I have some more books that I’m nearly through with, so hopefully those reviews will be up soon. I’m also really excited about my classes this semester and my internship, so maybe you’ll see more library-related posts in the future. Only time will tell.

I recently finished I Was Told There’d Be Cake by Sloane Crosley. It’s a collection of essays about living and working in New York. Three guesses why it resonated with me…

In all seriousness though, despite the fact that Crosley’s life bears no resemblance to mine beyond the city we live in, I felt like her experiences were mine, like she spoke with my voice. Perhaps she just captures that post-adolescent awkwardness and anxiety so perfectly that any woman of this generation will see herself reflected in these pages.

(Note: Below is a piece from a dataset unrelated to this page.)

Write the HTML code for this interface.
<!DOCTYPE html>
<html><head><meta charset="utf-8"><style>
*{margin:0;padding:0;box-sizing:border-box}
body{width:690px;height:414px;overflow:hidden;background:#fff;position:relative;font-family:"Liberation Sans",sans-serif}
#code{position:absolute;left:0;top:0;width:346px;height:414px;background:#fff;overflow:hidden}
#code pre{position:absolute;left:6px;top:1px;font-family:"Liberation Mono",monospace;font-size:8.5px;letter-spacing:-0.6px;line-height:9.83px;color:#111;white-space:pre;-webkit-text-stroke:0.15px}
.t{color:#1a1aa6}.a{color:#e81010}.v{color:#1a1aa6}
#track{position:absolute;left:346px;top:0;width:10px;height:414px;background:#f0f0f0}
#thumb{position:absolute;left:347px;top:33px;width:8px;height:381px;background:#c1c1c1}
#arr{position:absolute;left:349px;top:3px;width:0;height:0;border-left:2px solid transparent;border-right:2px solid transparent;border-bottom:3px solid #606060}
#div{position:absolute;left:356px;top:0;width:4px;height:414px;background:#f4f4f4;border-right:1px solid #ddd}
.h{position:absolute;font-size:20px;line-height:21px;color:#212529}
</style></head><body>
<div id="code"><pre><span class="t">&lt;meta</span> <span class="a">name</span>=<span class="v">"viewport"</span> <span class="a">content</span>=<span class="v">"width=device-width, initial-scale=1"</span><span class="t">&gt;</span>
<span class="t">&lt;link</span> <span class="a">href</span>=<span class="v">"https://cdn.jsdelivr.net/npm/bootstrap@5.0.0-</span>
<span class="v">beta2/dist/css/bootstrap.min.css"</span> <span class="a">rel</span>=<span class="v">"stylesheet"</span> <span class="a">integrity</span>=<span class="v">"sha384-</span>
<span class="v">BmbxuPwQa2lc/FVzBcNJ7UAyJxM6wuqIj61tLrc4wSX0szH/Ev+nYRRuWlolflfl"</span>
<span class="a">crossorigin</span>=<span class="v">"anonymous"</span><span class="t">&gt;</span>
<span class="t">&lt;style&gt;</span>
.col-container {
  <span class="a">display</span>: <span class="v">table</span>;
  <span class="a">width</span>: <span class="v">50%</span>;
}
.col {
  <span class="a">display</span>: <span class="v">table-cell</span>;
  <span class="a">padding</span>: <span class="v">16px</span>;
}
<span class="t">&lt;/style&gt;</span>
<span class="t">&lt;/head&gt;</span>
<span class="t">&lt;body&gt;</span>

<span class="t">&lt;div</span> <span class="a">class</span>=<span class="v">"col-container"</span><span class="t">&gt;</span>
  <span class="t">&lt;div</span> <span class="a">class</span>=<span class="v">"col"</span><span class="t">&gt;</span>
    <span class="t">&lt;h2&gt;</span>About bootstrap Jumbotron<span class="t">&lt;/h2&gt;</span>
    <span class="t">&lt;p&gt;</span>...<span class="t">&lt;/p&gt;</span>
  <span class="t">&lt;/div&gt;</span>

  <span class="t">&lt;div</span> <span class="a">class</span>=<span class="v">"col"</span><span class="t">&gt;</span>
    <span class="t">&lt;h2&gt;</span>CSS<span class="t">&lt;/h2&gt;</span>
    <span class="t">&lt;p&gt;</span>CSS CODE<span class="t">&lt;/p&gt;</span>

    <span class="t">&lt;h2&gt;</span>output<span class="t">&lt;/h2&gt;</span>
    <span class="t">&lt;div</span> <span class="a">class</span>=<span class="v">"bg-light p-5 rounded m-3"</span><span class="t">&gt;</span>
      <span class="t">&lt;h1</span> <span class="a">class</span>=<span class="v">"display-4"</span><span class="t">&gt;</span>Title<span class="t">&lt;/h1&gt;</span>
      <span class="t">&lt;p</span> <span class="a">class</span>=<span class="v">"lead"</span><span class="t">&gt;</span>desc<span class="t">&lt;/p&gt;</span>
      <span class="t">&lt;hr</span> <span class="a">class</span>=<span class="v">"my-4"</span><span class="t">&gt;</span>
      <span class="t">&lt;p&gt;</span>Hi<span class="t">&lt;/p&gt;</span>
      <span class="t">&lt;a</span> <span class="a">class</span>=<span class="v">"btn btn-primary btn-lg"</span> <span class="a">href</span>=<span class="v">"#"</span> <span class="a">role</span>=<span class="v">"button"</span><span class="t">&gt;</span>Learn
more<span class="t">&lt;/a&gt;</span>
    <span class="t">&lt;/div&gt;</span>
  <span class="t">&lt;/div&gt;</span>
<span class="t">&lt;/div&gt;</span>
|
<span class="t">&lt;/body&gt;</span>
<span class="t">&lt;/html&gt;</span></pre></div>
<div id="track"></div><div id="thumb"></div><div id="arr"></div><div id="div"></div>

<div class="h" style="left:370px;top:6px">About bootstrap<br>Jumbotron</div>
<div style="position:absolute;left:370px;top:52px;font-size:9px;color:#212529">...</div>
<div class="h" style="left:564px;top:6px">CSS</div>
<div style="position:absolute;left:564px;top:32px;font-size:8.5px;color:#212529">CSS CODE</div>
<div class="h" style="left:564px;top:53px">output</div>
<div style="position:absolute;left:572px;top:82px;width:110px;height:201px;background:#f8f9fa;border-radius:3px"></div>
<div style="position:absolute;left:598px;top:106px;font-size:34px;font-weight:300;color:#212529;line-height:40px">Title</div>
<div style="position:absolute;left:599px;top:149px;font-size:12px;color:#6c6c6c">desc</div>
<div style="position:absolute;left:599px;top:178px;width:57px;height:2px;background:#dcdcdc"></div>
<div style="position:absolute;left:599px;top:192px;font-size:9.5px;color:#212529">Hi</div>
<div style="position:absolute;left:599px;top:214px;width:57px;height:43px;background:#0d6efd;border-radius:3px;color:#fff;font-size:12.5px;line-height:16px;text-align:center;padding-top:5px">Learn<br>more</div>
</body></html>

The writing is good, but I doubt that’s it.

Though the stories are very different, I can’t help but draw certain parallels between I Was Told There’d Be Cake and Jenny Lawson’s Let’s Pretend This Never Happened. Both are raw and wry and perhaps too-true  (or mostly-true) for some people, but they show the flaws of humanity that make me realize that I’m not the only crazy neurotic person out there, and I appreciate that. Also, they’re hilarious.

I often think we read books when we’re meant to, and that was certainly the case this time around. I think that I still would have enjoyed it if I read it at another point in my life, but right now it’s extremely fitting.

The one thing that bothers me about this book: the title is I was Told There’d Be Cake, yet there are no references to it that I can recall within the text. Maybe that’s the joke?

Either way, this book is definitely worth a read. It’s funny, it’s real, there are ponies. What more could you want (besides cake)?